Le rôle de Paul Lévy dans le développement du Calcul des Probalités est bien connu à l'étranger. Je voudrais attirer ici l'attention sur l'éloge de P. Lévy que M. Cramér prononça en juillet 1958, à l'occasion d'un colloque sur le Calcul des Probabilités organisé par le C.N.R.S. M. Cramér rappelle que c'était cette Science avant 1925 ; il précise que durant les années 1930, les auteurs les plus éminents ayant contribué à ses progrès sont MM. Fréchet et Lévy en France, Khintchine et Kolmogorov en Russie. Il souligne que les travaux de Paul Lévy ont été continués par P. Lévy lui-même et par de nombreux autres savants du monde entier ; il indique qu'il existe encore des points sur lesquels les méthodes introduites par P. Lévy pourraient avoir des développements nouveaux, et il conclut « que l'édifice imposant de la théorie moderne des Probabilités porte, dans plusieurs de ses parties essentielles la signature de P. Lévy ».
Cette conclusion se suffit à elle-même, eu égard à la personnalité universellement connue du savant qu'est H. Cramér.
Cependant, il me semble que deux mots doivent encore être dits. Le premier - et c'est pour cela que j'ai donné quelques dates dans ce qui précède - a pour objet de souligner que M. Paul Lévy est toujours animé de la même activité créatrice que dans sa jeunesse. C'est à un savant encore en pleine production que l'Académie des Sciences a ouvert enfin ses portes.

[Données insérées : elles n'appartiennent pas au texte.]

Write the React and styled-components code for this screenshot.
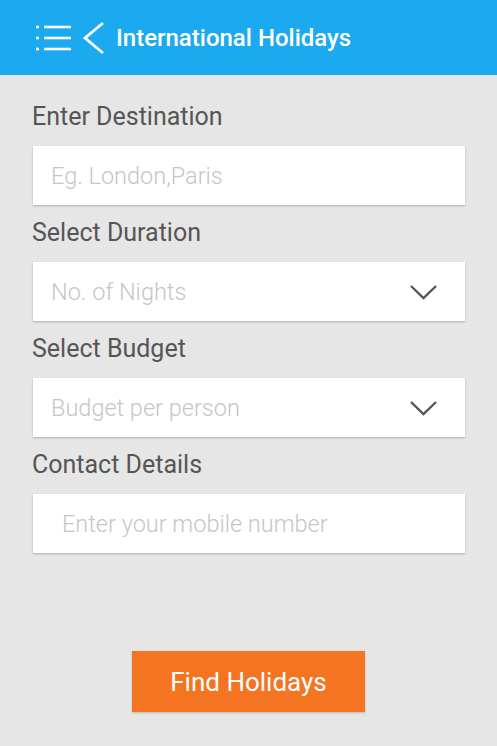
import styled, { createGlobalStyle } from "styled-components";

const GlobalStyle = createGlobalStyle`
  body {
    margin: 0;
    background-color: #e6e6e6;
    font-family: Roboto, "Liberation Sans", sans-serif;
  }
`;

const fields = [
  { label: "Enter Destination", placeholder: "Eg. London,Paris" },
  { label: "Select Duration", placeholder: "No. of Nights", select: true },
  { label: "Select Budget", placeholder: "Budget per person", select: true },
  { label: "Contact Details", placeholder: "Enter your mobile number", indent: true },
];

function MenuIcon() {
  return (
    <svg width="36" height="28" viewBox="0 0 36 28" fill="none" stroke="#fff" strokeWidth="2.6">
      <line x1="0" y1="3" x2="3" y2="3" />
      <line x1="0" y1="14" x2="3" y2="14" />
      <line x1="0" y1="25" x2="3" y2="25" />
      <line x1="8" y1="3" x2="35" y2="3" />
      <line x1="8" y1="14" x2="35" y2="14" />
      <line x1="8" y1="25" x2="35" y2="25" />
    </svg>
  );
}

function BackIcon() {
  return (
    <svg width="24" height="34" viewBox="0 0 24 34" fill="none" stroke="#fff" strokeWidth="2.8">
      <polyline points="21,2 3,17 21,32" />
    </svg>
  );
}

function Chevron() {
  return (
    <svg width="27" height="16" viewBox="0 0 27 16" fill="none" stroke="#555" strokeWidth="2.4">
      <polyline points="1,2 13.5,14 26,2" />
    </svg>
  );
}

export default function App() {
  return (
    <Page>
      <GlobalStyle />
      <Header>
        <MenuIcon />
        <BackIcon />
        <Title>International Holidays</Title>
      </Header>
      <Form>
        {fields.map((f) => (
          <Group key={f.label}>
            <Label>{f.label}</Label>
            <Box>
              <Placeholder $indent={f.indent}>{f.placeholder}</Placeholder>
              {f.select && <Chevron />}
            </Box>
          </Group>
        ))}
      </Form>
      <ButtonRow>
        <FindButton>Find Holidays</FindButton>
      </ButtonRow>
    </Page>
  );
}

const Page = styled.div`
  width: 497px;
  height: 746px;
  background-color: #e6e6e6;
`;

const Header = styled.header`
  height: 75px;
  background-color: #1ba9ef;
  display: flex;
  align-items: center;
  padding: 0 0 0 36px;
  gap: 10px;
  box-sizing: border-box;
`;

const Title = styled.h1`
  margin: 0;
  color: #ffffff;
  font-size: 24px;
  font-weight: 500;
`;

const Form = styled.div`
  display: flex;
  flex-direction: column;
  padding: 25px 32px 0 32px;
  gap: 11px;
`;

const Group = styled.div`
  display: flex;
  flex-direction: column;
`;

const Label = styled.div`
  font-size: 25px;
  color: #555555;
  height: 34px;
  line-height: 34px;
  margin-bottom: 12px;
`;

const Box = styled.div`
  height: 59px;
  margin-left: 1px;
  background-color: #ffffff;
  box-shadow: 0 1px 2px rgba(0, 0, 0, 0.25);
  display: flex;
  align-items: center;
  justify-content: space-between;
  padding: 0 28px 0 18px;
  box-sizing: border-box;
`;

const Placeholder = styled.span`
  font-size: 23.5px;
  color: #c6c6c6;
  font-weight: 300;
  padding-left: ${(p) => (p.$indent ? "11px" : "0")};
`;

const ButtonRow = styled.div`
  display: flex;
  justify-content: center;
  padding-top: 98px;
`;

const FindButton = styled.button`
  width: 233px;
  height: 61px;
  border: 0;
  background-color: #f47421;
  color: #ffffff;
  font-family: Roboto, "Liberation Sans", sans-serif;
  font-size: 26px;
  font-weight: 400;
  box-shadow: 0 1px 2px rgba(0, 0, 0, 0.2);
  cursor: pointer;
`;
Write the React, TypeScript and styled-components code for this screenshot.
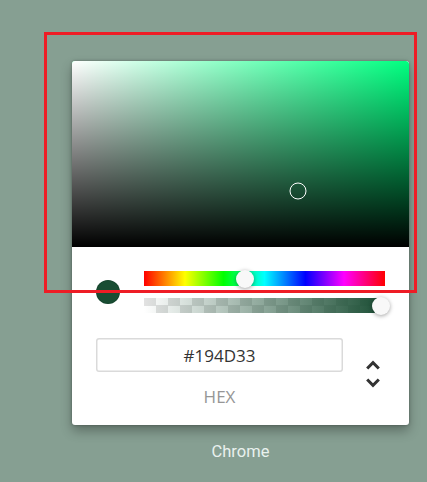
import React from 'react';
import styled, { createGlobalStyle } from 'styled-components';

const GlobalStyle = createGlobalStyle`
  html, body {
    margin: 0;
    padding: 0;
    background: #869f92;
  }
  body {
    font-family: 'Open Sans', 'Noto Sans', sans-serif;
  }
`;

const COLOR = { r: 25, g: 77, b: 51, a: 1 };
const HUE = 150;
const SAT = 0.67;
const VAL = 0.302;

const Page = styled.div`
  position: relative;
  width: 427px;
  height: 482px;
  padding: 61px 0 0 72px;
  box-sizing: border-box;
  overflow: hidden;
`;

const Highlight = styled.div`
  position: absolute;
  left: 44px;
  top: 32px;
  width: 373px;
  height: 261px;
  box-sizing: border-box;
  border: 3px solid #ee1c25;
  pointer-events: none;
  z-index: 2;
`;

const Column = styled.div`
  display: flex;
  flex-direction: column;
  align-items: center;
  width: 337px;
`;

const Card = styled.div`
  width: 337px;
  background: #fff;
  border-radius: 3px;
  box-shadow: 0 0 3px rgba(0, 0, 0, 0.3), 0 6px 12px rgba(0, 0, 0, 0.3);
  overflow: hidden;
`;

const Saturation = styled.div<{ $hue: number }>`
  position: relative;
  height: 186px;
  background: hsl(${(p) => p.$hue}, 100%, 50%);
  border-radius: 3px 3px 0 0;

  &::before,
  &::after {
    content: '';
    position: absolute;
    inset: 0;
  }
  &::before {
    background: linear-gradient(to right, #fff, rgba(255, 255, 255, 0));
  }
  &::after {
    background: linear-gradient(to top, #000, rgba(0, 0, 0, 0));
  }
`;

const SatPointer = styled.div`
  position: absolute;
  width: 17px;
  height: 17px;
  border-radius: 50%;
  box-sizing: border-box;
  border: 1.5px solid #fff;
  transform: translate(-8.5px, -8.5px);
  z-index: 1;
`;

const Body = styled.div`
  padding: 24px 24px 18px;
`;

const Controls = styled.div`
  display: flex;
  align-items: center;
`;

const SwatchCol = styled.div`
  width: 48px;
  flex-shrink: 0;
`;

const Swatch = styled.div<{ $color: string }>`
  width: 24px;
  height: 24px;
  border-radius: 50%;
  background: ${(p) => p.$color};
  box-shadow: inset 0 0 0 1px rgba(0, 0, 0, 0.1);
`;

const Sliders = styled.div`
  flex: 1;
  display: flex;
  flex-direction: column;
  gap: 12px;
`;

const Track = styled.div`
  position: relative;
  height: 15px;
`;

const HueTrack = styled(Track)`
  background: linear-gradient(
    to right,
    #f00 0%,
    #ff0 17%,
    #0f0 33%,
    #0ff 50%,
    #00f 67%,
    #f0f 83%,
    #f00 100%
  );
`;

const AlphaTrack = styled(Track)<{ $rgb: string }>`
  background:
    linear-gradient(to right, rgba(${(p) => p.$rgb}, 0), rgb(${(p) => p.$rgb})),
    repeating-conic-gradient(#ffffff 0% 25%, #e2e2e2 0% 50%) 0 0 / 24px 15px;
`;

const Knob = styled.div`
  position: absolute;
  top: 50%;
  width: 18px;
  height: 18px;
  border-radius: 50%;
  background: #f8f8f8;
  box-shadow: 0 1px 4px rgba(0, 0, 0, 0.37);
  transform: translate(-9px, -50%);
`;

const Fields = styled.div`
  display: flex;
  padding-top: 24px;
`;

const Field = styled.div`
  width: 247px;
  display: flex;
  flex-direction: column;
  align-items: center;
`;

const Input = styled.div`
  width: 100%;
  height: 34px;
  box-sizing: border-box;
  border-radius: 3px;
  box-shadow: inset 0 0 0 1.5px #dadada;
  display: flex;
  align-items: center;
  justify-content: center;
  font-size: 17px;
  color: #333;
  margin-top: 1px;
`;

const Label = styled.div`
  margin-top: 15px;
  font-size: 17px;
  line-height: 20px;
  color: #969696;
  text-transform: uppercase;
`;

const Toggle = styled.div`
  flex: 1;
  display: flex;
  justify-content: flex-end;
  margin-right: -6px;
  padding-top: 19px;
`;

const Caption = styled.div`
  margin-top: 17px;
  font-family: Roboto, 'Noto Sans', sans-serif;
  font-size: 16.5px;
  color: #e9f1ee;
`;

const UnfoldIcon = () => (
  <svg width="36" height="36" viewBox="0 0 24 24">
    <path
      fill="#333"
      d="M12,18.17L8.83,15L7.42,16.41L12,21L16.59,16.41L15.17,15M12,5.83L15.17,9L16.58,7.59L12,3L7.41,7.59L8.83,9L12,5.83Z"
    />
  </svg>
);

const toHex = (n: number) => n.toString(16).padStart(2, '0').toUpperCase();

export default function App() {
  const rgb = `${COLOR.r}, ${COLOR.g}, ${COLOR.b}`;
  const hex = `#${toHex(COLOR.r)}${toHex(COLOR.g)}${toHex(COLOR.b)}`;

  return (
    <>
      <GlobalStyle />
      <Page>
        <Highlight />
        <Column>
          <Card>
            <Saturation $hue={HUE}>
              <SatPointer style={{ left: `${SAT * 100}%`, top: `${(1 - VAL) * 100}%` }} />
            </Saturation>
            <Body>
              <Controls>
                <SwatchCol>
                  <Swatch $color={`rgb(${rgb})`} />
                </SwatchCol>
                <Sliders>
                  <HueTrack>
                    <Knob style={{ left: `calc(${(HUE / 360) * 100}% + 1px)` }} />
                  </HueTrack>
                  <AlphaTrack $rgb={rgb}>
                    <Knob style={{ left: `calc(${COLOR.a * 100}% - 4px)` }} />
                  </AlphaTrack>
                </Sliders>
              </Controls>
              <Fields>
                <Field>
                  <Input>{hex}</Input>
                  <Label>hex</Label>
                </Field>
                <Toggle>
                  <UnfoldIcon />
                </Toggle>
              </Fields>
            </Body>
          </Card>
          <Caption>Chrome</Caption>
        </Column>
      </Page>
    </>
  );
}
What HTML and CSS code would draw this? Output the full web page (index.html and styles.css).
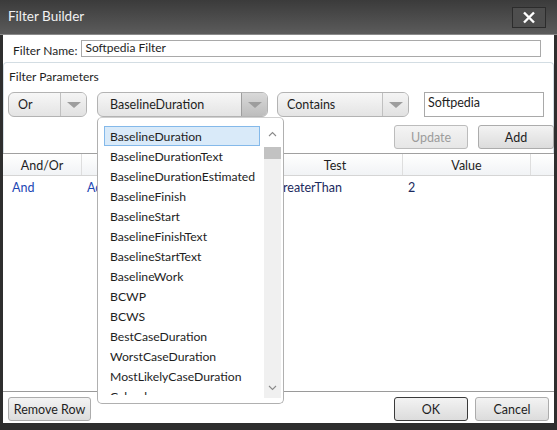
FILE: index.html
```html
<!DOCTYPE html>
<html>
<head>
<meta charset="utf-8">
<link rel="stylesheet" href="styles.css">
</head>
<body>
<div class="window">
  <div class="titlebar">
    <span class="title">Filter Builder</span>
    <span class="close"><svg width="14" height="13" viewBox="0 0 14 13"><path d="M2 1.5 L12 11.5 M12 1.5 L2 11.5" stroke="#fff" stroke-width="2.4" fill="none"/></svg></span>
  </div>
  <div class="client">
    <div class="namerow">
      <span class="namelabel">Filter Name:</span>
      <div class="textbox namebox">Softpedia Filter</div>
    </div>
    <div class="group">
      <div class="grouplabel">Filter Parameters</div>
      <div class="comborow">
        <div class="combo c-or"><span class="ctext">Or</span><span class="carrow"><span class="tri"></span></span></div>
        <div class="combo c-field open"><span class="ctext">BaselineDuration</span><span class="carrow"><span class="tri"></span></span></div>
        <div class="combo c-test"><span class="ctext">Contains</span><span class="carrow"><span class="tri"></span></span></div>
        <div class="textbox valbox">Softpedia</div>
      </div>
      <div class="btnrow">
        <div class="btn disabled b-update">Update</div>
        <div class="btn b-add">Add</div>
      </div>
    </div>
    <div class="grid">
      <div class="ghead">
        <div class="gc c1">And/Or</div>
        <div class="gc c2"></div>
        <div class="gc c3">Test</div>
        <div class="gc c4">Value</div>
        <div class="gc c5"></div>
      </div>
      <div class="grow">
        <div class="gd c1 blue">And</div>
        <div class="gd c2 blue">Ad</div>
        <div class="gd c3"><span class="cut">reaterThan</span></div>
        <div class="gd c4">2</div>
        <div class="gd c5"></div>
      </div>
    </div>
    <div class="bottomrow">
      <div class="btn b-remove">Remove Row</div>
      <div class="spacer"></div>
      <div class="btn default b-ok">OK</div>
      <div class="btn b-cancel">Cancel</div>
    </div>
    <div class="popup">
      <div class="list">
        <div class="item sel">BaselineDuration</div>
        <div class="item">BaselineDurationText</div>
        <div class="item">BaselineDurationEstimated</div>
        <div class="item">BaselineFinish</div>
        <div class="item">BaselineStart</div>
        <div class="item">BaselineFinishText</div>
        <div class="item">BaselineStartText</div>
        <div class="item">BaselineWork</div>
        <div class="item">BCWP</div>
        <div class="item">BCWS</div>
        <div class="item">BestCaseDuration</div>
        <div class="item">WorstCaseDuration</div>
        <div class="item">MostLikelyCaseDuration</div>
        <div class="item last">Calendar</div>
      </div>
      <div class="scroll">
        <div class="sarrow up"><svg width="9" height="6" viewBox="0 0 9 6"><path d="M1 5 L4.5 1.5 L8 5" stroke="#8a8a8a" stroke-width="1.1" fill="none"/></svg></div>
        <div class="strack"><div class="thumb"></div></div>
        <div class="sarrow down"><svg width="9" height="6" viewBox="0 0 9 6"><path d="M1 1 L4.5 4.5 L8 1" stroke="#8a8a8a" stroke-width="1.1" fill="none"/></svg></div>
      </div>
    </div>
  </div>
</div>
</body>
</html>
```
FILE: styles.css
```css
* { box-sizing: border-box; }
html, body { margin: 0; padding: 0; }
body {
  width: 557px; height: 430px; overflow: hidden;
  font-family: "Lato", "Open Sans", sans-serif;
  font-size: 12px;
  color: #1e1e1e;
}
.window {
  width: 557px; height: 430px;
  background: #2e2e2e;
  display: flex; flex-direction: column;
}
.titlebar {
  height: 35px;
  background: linear-gradient(#3b3b3b, #5b5b5b);
  display: flex; align-items: center;
  padding: 0 10px 2px 8px;
  border-bottom: 1px solid #8a8a8a;
}
.title { color: #f2f2f2; font-size: 13.5px; flex: 1; }
.close {
  width: 34px; height: 21px; margin-right: 1px; margin-top: 2px;
  border: 1px solid #2c2c2c;
  background: #4e4e4e;
  display: flex; align-items: center; justify-content: center;
}
.client {
  position: relative;
  flex: 1;
  margin: 0 3px 7px 3px;
  background: #fff;
  display: flex; flex-direction: column;
}
.namerow { display: flex; align-items: center; height: 24px; padding: 3px 0 0 10px; }
.namelabel { margin-right: 4px; margin-top: 4px; }
.textbox {
  border: 1px solid #a9a9a9; background: #fff;
  padding: 0 3px; line-height: 14px;
}
.namebox { width: 460px; height: 17px; }
.group {
  margin-top: 3px;
  border: 1px solid #d3dde3; border-bottom: none;
  border-radius: 4px 4px 0 0;
  padding: 0 0 0 4px;
  height: 91px;
}
.grouplabel { padding: 6px 0 0 1px; height: 29px; }
.comborow { display: flex; align-items: flex-start; height: 33px; }
.combo {
  height: 25px;
  border: 1px solid #b3b3b3; border-radius: 6px;
  background: linear-gradient(#f7f7f7, #e4e4e4);
  display: flex; align-items: stretch;
  overflow: hidden;
}
.ctext { flex: 1; display: flex; align-items: center; padding-left: 9px; font-size: 12.5px; }
.carrow {
  width: 26px; border-left: 1px solid #c0c0c0;
  display: flex; align-items: center; justify-content: center;
  background: linear-gradient(#f4f4f4, #e1e1e1);
}
.open .carrow { background: linear-gradient(#d9d9d9, #bdbdbd); border-left-color: #9e9e9e; }
.tri {
  width: 0; height: 0;
  border-left: 7px solid transparent; border-right: 7px solid transparent;
  border-top: 6px solid #9d9d9d;
}
.c-or { width: 79px; }
.c-field { width: 171px; margin-left: 10px; }
.c-field .ctext { padding-left: 12px; }
.c-test { width: 132px; margin-left: 9px; }
.valbox { width: 120px; height: 25px; margin-left: 15px; padding-top: 2px; line-height: 16px; font-size: 12.5px; }
.btnrow { display: flex; justify-content: flex-end; gap: 10px; padding-right: 0; }
.btn {
  height: 24px; border: 1px solid #acacac; border-radius: 3px;
  background: linear-gradient(#f3f3f3, #dcdcdc);
  display: flex; align-items: center; justify-content: center;
  font-size: 12.5px; color: #1e1e1e;
}
.btn.disabled { color: #9c9c9c; border-color: #bcbcbc; background: linear-gradient(#f4f4f4, #e6e6e6); }
.b-update { width: 74px; }
.b-add { width: 76px; margin-right: -1px; }
.grid {
  height: 239px;
  border-top: 1px solid #a0a0a0;
  border-bottom: 1px solid #9a9a9a;
  display: flex; flex-direction: column;
}
.ghead {
  display: flex; height: 22px;
  background: linear-gradient(#ffffff, #f1f3f5);
  border-bottom: 1px solid #d5d5d5;
}
.gc { border-right: 1px solid #dedede; display: flex; align-items: center; justify-content: center; font-size: 12.5px; padding-top: 2px; }
.c1 { width: 79px; }
.c2 { width: 186px; }
.c3 { width: 135px; }
.c4 { width: 128px; }
.c5 { flex: 1; border-right: none; }
.grow { display: flex; height: 22px; }
.gd { padding-left: 5px; display: flex; align-items: center; color: #1b2a5e; font-size: 12.5px; padding-top: 1px; }
.gd.c1 { padding-left: 9px; }
.gd.c3 { padding-left: 15px; }
.gd.blue { color: #1c47b4; }
.bottomrow { display: flex; align-items: center; padding: 5px 5px 0 5px; gap: 7px; }
.spacer { flex: 1; }
.b-remove { width: 83px; }
.b-ok { width: 74px; border-color: #3a3a3a; }
.b-cancel { width: 74px; }
.popup {
  position: absolute; left: 94px; top: 82px;
  width: 187px; height: 287px;
  background: #fff;
  border: 1px solid #b0b0b0; border-top-color: #d0d0d0;
  border-radius: 5px;
  display: flex; padding: 2px 2px 5px 6px;
  z-index: 2;
}
.list { flex: 1; overflow: hidden; padding-top: 6px; }
.item { height: 20px; line-height: 19px; padding-left: 5px; font-size: 12.2px; white-space: nowrap; border: 1px solid transparent; }
.item.last { height: 10px; overflow: hidden; }
.item.sel { background: #d9eaf9; border-color: #84b9ea; width: 156px; }
.scroll { width: 17px; display: flex; flex-direction: column; margin-left: 3px; }
.sarrow { height: 27px; display: flex; align-items: center; justify-content: center; }
.sarrow.down { height: 20px; background: #f0f0f0; }
.strack { flex: 1; background: #f0f0f0; }
.thumb { height: 12px; background: #c2c2c2; }
```
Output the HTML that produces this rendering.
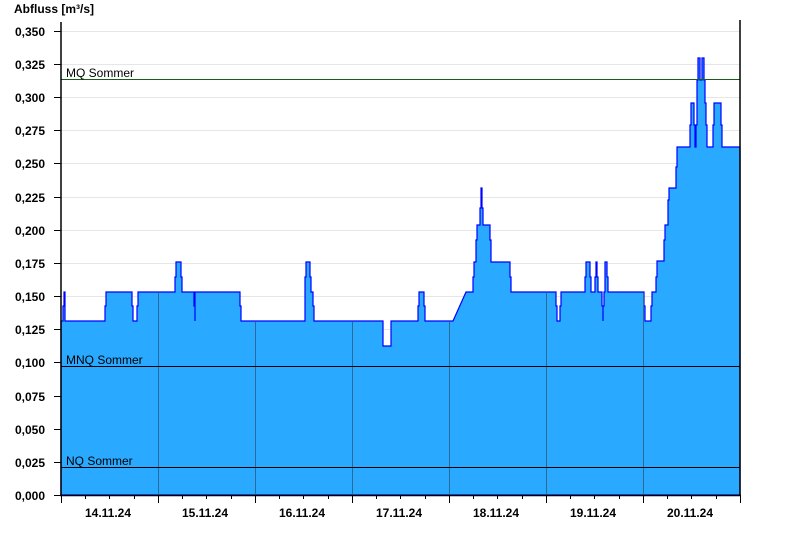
<!DOCTYPE html><html><head><style>body{margin:0;background:#fff}svg{display:block}text{font-family:"Liberation Sans",Arial,sans-serif;font-size:12px}</style></head><body>
<svg width="800" height="550" viewBox="0 0 800 550" xmlns="http://www.w3.org/2000/svg">
<rect width="800" height="550" fill="#fff"/>
<text x="14" y="13" font-weight="bold" font-size="13">Abfluss [m³/s]</text>
<g stroke="#e6e6e6" stroke-width="1">
<line x1="61" x2="740" y1="31.5" y2="31.5"/><line x1="61" x2="740" y1="64.5" y2="64.5"/><line x1="61" x2="740" y1="97.5" y2="97.5"/><line x1="61" x2="740" y1="130.5" y2="130.5"/><line x1="61" x2="740" y1="163.5" y2="163.5"/><line x1="61" x2="740" y1="197.5" y2="197.5"/><line x1="61" x2="740" y1="230.5" y2="230.5"/><line x1="61" x2="740" y1="263.5" y2="263.5"/><line x1="61" x2="740" y1="296.5" y2="296.5"/><line x1="61" x2="740" y1="329.5" y2="329.5"/>
</g>
<path fill="#29a9ff" stroke="#0000ff" stroke-width="1.2" d="M61,495 L61,321 H63 V306 H64 V292 H65 V321 H105 V306 H106 V292 H132 V306 H133 V321 H137 V306 H138 V292 H175 V277 H176 V262 H181 V277 H182 V292 H194 V306 H195 V321 V292 H196 V292 H240 V306 H241 V321 H305 V277 H306 V262 H310 V277 H311 V292 H313 V306 H314 V321 H383 V346 H391 V321 H418 V306 H419 V292 H424 V306 H425 V321 H453 L466,292 H473 V277 H474 V262 H476 V240 H477 V225 H480 V208 H481 V188 H482 V208 H483 V225 H490 V240 H491 V262 H510 V277 H511 V292 H556 V306 H557 V321 H560 V306 H561 V292 H585 V277 H586 V262 H590 V277 H591 V292 H595 V277 H596 V262 H597 V277 H598 V292 H602 V306 H603 V321 V306 H604 V292 H605 V262 H607 V277 H608 V292 H644 V306 H645 V321 H651 V306 H652 V292 H656 V277 H657 V261 H664 V240 H665 V225 H668 V200 H669 V188 H676 V167 H677 V147 H690 V125 H691 V103 H694 V125 H695 V147 H696 V125 H697 V80 H698 V58 H700 V80 H702 V58 H704 V80 H705 V103 H706 V125 H707 V147 H713 V125 H714 V103 H721 V125 H722 V147 H740 V495 Z"/>
<g stroke="#2a6a96" stroke-width="1">
<line x1="158.5" x2="158.5" y1="293" y2="495"/><line x1="255.5" x2="255.5" y1="322" y2="495"/><line x1="352.5" x2="352.5" y1="322" y2="495"/><line x1="449.5" x2="449.5" y1="322" y2="495"/><line x1="546.5" x2="546.5" y1="293" y2="495"/><line x1="643.5" x2="643.5" y1="293" y2="495"/>
</g>
<line x1="61" x2="740" y1="79.5" y2="79.5" stroke="#1a5a1a"/>
<line x1="61" x2="740" y1="366.5" y2="366.5" stroke="#000"/>
<line x1="61" x2="740" y1="467.5" y2="467.5" stroke="#000"/>
<text x="66" y="77">MQ Sommer</text>
<text x="66" y="364">MNQ Sommer</text>
<text x="66" y="465">NQ Sommer</text>
<g stroke="#000" stroke-width="1.5">
<line x1="61" x2="61" y1="22" y2="496"/><line x1="740" x2="740" y1="20" y2="496"/><line x1="60" x2="741" y1="495.5" y2="495.5"/>
</g>
<g stroke="#000" stroke-width="1">
<path d="M54,31.5H61M54,64.5H61M54,97.5H61M54,130.5H61M54,163.5H61M54,197.5H61M54,230.5H61M54,263.5H61M54,296.5H61M54,329.5H61M54,362.5H61M54,396.5H61M54,429.5H61M54,462.5H61M54,495.5H61"/>
<path d="M61.5,495V503M158.5,495V503M255.5,495V503M352.5,495V503M449.5,495V503M546.5,495V503M643.5,495V503M740.5,495V503"/>
<path d="M85.5,495V499M109.5,495V499M134.5,495V499M182.5,495V499M206.5,495V499M231.5,495V499M279.5,495V499M303.5,495V499M328.5,495V499M376.5,495V499M400.5,495V499M425.5,495V499M473.5,495V499M497.5,495V499M522.5,495V499M570.5,495V499M594.5,495V499M619.5,495V499M667.5,495V499M691.5,495V499M716.5,495V499"/>
</g>
<g font-weight="bold" text-anchor="end">
<text x="45" y="36">0,350</text><text x="45" y="69">0,325</text><text x="45" y="102">0,300</text><text x="45" y="135">0,275</text><text x="45" y="168">0,250</text><text x="45" y="202">0,225</text><text x="45" y="235">0,200</text><text x="45" y="268">0,175</text><text x="45" y="301">0,150</text><text x="45" y="334">0,125</text><text x="45" y="367">0,100</text><text x="45" y="401">0,075</text><text x="45" y="434">0,050</text><text x="45" y="467">0,025</text><text x="45" y="500">0,000</text>
</g>
<g font-weight="bold" text-anchor="middle">
<text x="108" y="517">14.11.24</text><text x="205" y="517">15.11.24</text><text x="302" y="517">16.11.24</text><text x="399" y="517">17.11.24</text><text x="496" y="517">18.11.24</text><text x="593" y="517">19.11.24</text><text x="690" y="517">20.11.24</text>
</g>
</svg>
</body></html>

Le second a pour objet de souligner que si M. P. Lévy a été un tel découvreur, c'est qu'il a su ne pas freiner son sens de l'intuition. Les Mathématiques, certes, ne peuvent se construire sans rigueur Mais sans le moteur qu'est l'intuition, elles cesseraient de progresser. Pour que nos jeunes Polytechniciens contribuent, à leur tour, au développement des Mathématiques, il faut que ce sens de l'intuition soit favorisé et développé. Il ne suffit pas de leur enseigner ce qu'est l'édifice imposant dont parlait Cramer ; il faut leur montrer comment il se construit.